La pratique du baptême des enfants ne se généralisa qu’à partir du moment où le christianisme devint progressivement religion d’Etat dans l’empire romain (à la suite de l’édit de Milan en 313 qui le reconnut licite dans l’empire) : la pratique changea avec l’arrivée dans l’Eglise d’un grand nombre de païens christianisés mais non convertis. On attacha une importance grandissante aux rites : ceux-ci, correctement effectués, furent considérés comme efficaces en eux-mêmes. Le baptême devint nécessaire au salut, car on considéra qu’il conférait lui-même la vie spirituelle. Il importait donc de baptiser les enfants dès que possible, afin de leur assurer la vie éternelle.

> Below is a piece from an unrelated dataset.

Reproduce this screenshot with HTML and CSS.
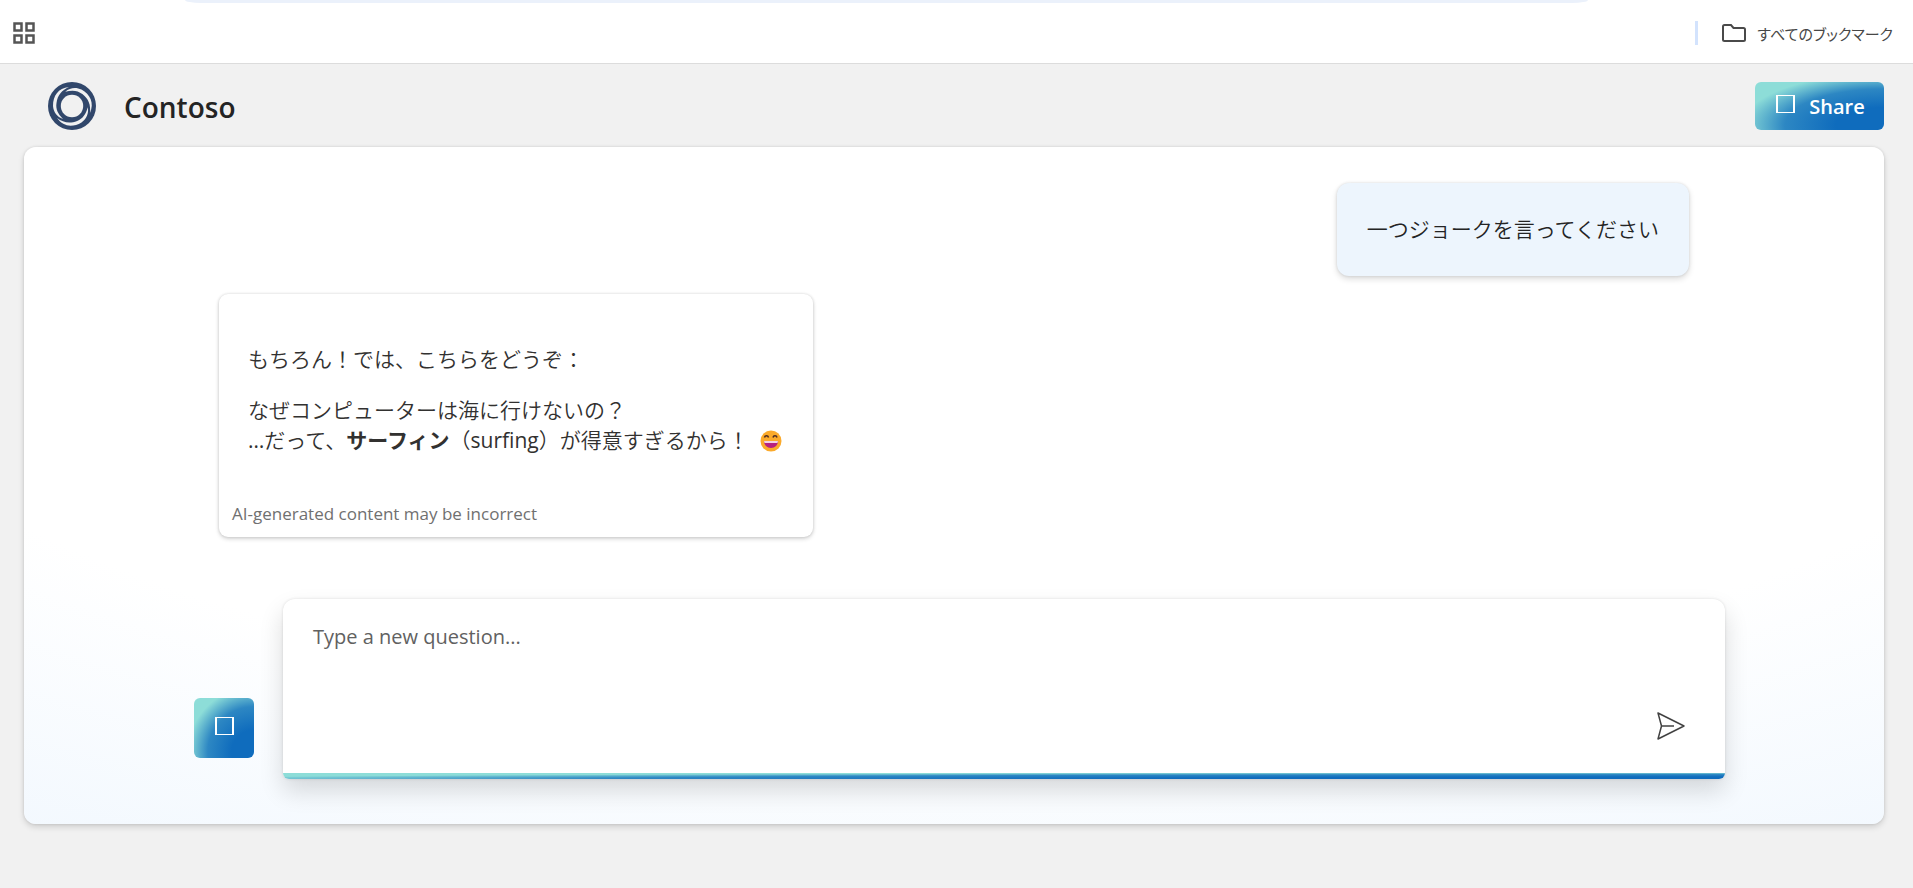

Avec la montée en puissance d’une Eglise d’Etat, le baptême devint obligatoire pour chaque citoyen. Charlemagne, par exemple, décréta que les parents qui ne faisaient pas baptiser leurs enfants devaient payer une amende. Au moyen-âge, seuls quelques groupes de chrétiens dissidents ont continué à baptiser uniquement les croyants et ils ont été persécutés.
Epoque de la Réforme
Pourquoi les Réformateurs, qui ont redécouvert la doctrine de la justification par la foi et remis à l’honneur les Ecritures comme seule autorité dans le domaine de la foi, ne sont-ils pas revenus à une pratique biblique du baptême ? La situation politique de leur époque y était certainement pour quelque chose. Luther, Calvin et Zwingli ont conservé une certaine idée d’Eglise d’Etat, et ils ont justifié le maintien de la pratique du baptême des enfants pour des raisons autres que bibliques, en s’appuyant soit sur la foi supposée de l’enfant, soit sur celle des parents ou des parrains.
Dans un Etat monolithique – d’obédience catholique ou protestante – on ne pouvait pas tolérer de dissension religieuse, d’où la tragique persécution de chrétiens qui, comme les Anabaptistes, voulaient réserver le baptême à ceux qui confessaient leur foi. C’est suite aux mouvements de Réveil à partir du 18ème siècle que le baptême d’adultes sur confession de leur foi a regagné du terrain, tout en restant une pratique minoritaire par rapport à celle des grandes Eglises de multitude.
Le baptême est une ordonnance du Nouveau Testament, instituée par Jésus-Christ, pour être au baptisé un signe de sa communion avec Christ en sa mort et sa résurrection, de son insertion en lui, de la rémission de ses péchés et de son offrande de lui-même à Dieu par Jésus-Christ pour vivre et marcher en nouveauté de vie.
Ceux qui effectivement professent la repentance envers Dieu, ainsi que la foi et l’obéissance au Seigneur Jésus, sont les seuls candidats légitimes à cette ordonnance.
CONFESSION DE FOI REFORMEE BAPTISTE de 16891. |
Evolution du mode de baptême
Le verbe grec transcrit par baptiser signifie immerger, et les témoignages historiques évidents qui nous viennent des premiers siècles de l’Eglise indiquent que le baptême se faisait toujours par immersion. Le langage employé par Paul dans l’épître aux Romains, au chapitre 6, en est un exemple, mais il y en a d’autres.
Au début on baptisait dans la mer ou dans une rivière. Plus tard on construisit des baptistères, et les plus anciens montrent bien que le baptême se faisait par immersion. La Didaché, document écrit probablement vers la fin du 1er ou au début du 2ème siècle, autorise le baptême par aspersion, mais seulement si l’immersion n’est pas praticable. Des auteurs comme Tertullien, vers 200, et Jean Chrysostome, vers 400, parlent d’immersion.
Nous ne savons pas trop comment et quand la pratique a été modifiée : selon le Supplément au Dictionnaire de la Bible de Vigouroux, les coutumes ont varié en Orient et en Occident, mais en général on aurait baptisé par immersion jusqu’au 14ème siècle, puis par immersion partielle accompagnée d’aspersion du 13ème au 15ème, ensuite par aspersion seulement.
Ceux qui tiennent au baptême par immersion des seuls croyants n’ont donc pas besoin de se croire en position de faiblesse par rapport à des pratiques qui sont peut-être majoritaires, mais qui ne se justifient pas bibliquement, et qui n’étaient pas présentes dans l’Eglise des premiers siècles.
R.K.
NOTE
1 : Confession de foi réformée baptiste de 1689 (publiée déjà en 1677 à Londres ; édition française à St Marcel par le Comité d’entraide réformé baptiste, en 1994), p. 78.